Some Republicans had floated the idea of a “Trump Tariff Rebate Act,” which would have increased the standard tax deduction to share tariff revenue with households instead of importers. That proposal did not become law, and current refund efforts are focused squarely on businesses.
Budget and political fallout
Refunding up to 166 billion dollars in tariff revenue, plus interest, amounts to a significant hit to federal receipts, though spread over multiple fiscal years. The Trump administration has not laid out how it will offset that loss, leaving Congress and future budgets to absorb the shortfall through borrowing, spending cuts or other revenue measures.
Politically, the refunds are likely to fuel fresh debate over executive trade powers. Critics of Trump’s approach argue that the episode shows the danger of using emergency laws to impose wide‑ranging tariffs without congressional input; supporters may frame the refunds as a necessary legal correction that does not undermine the broader case for hard‑line trade policy.
The administration still has the option to appeal aspects of the refund orders, but trade attorneys quoted in court filings say the latest CBP plans look more like grudging compliance than preparation for a long standoff.
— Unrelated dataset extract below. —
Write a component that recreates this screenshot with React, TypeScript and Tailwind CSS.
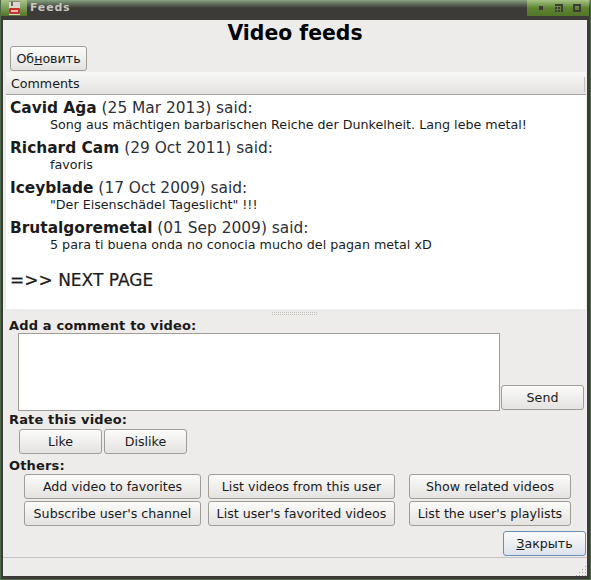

What businesses should do now
For companies that imported during the tariff period, the message from trade experts and business groups is straightforward:
- Confirm eligibility: Identify entries where IEEPA tariffs were paid; other categories, like Section 301 or 232 duties, are not covered by this refund wave.
- Gather documentation: Pull customs entry records, duty statements and payment histories so claims can be matched to CBP data.
- Watch the portal launch: Monitor CBP and the Court of International Trade for final guidance ahead of the planned April 20 opening.
- Consider legal advice: Especially for complex or fully liquidated entries, early litigation may still improve the odds or timing of recovery.
For the broader public, the tariff refund plan is a reminder that trade wars do not simply vanish when policies are struck down; their costs and consequences can linger, reshuffled years later through courts, refund portals and line items in the federal ledger.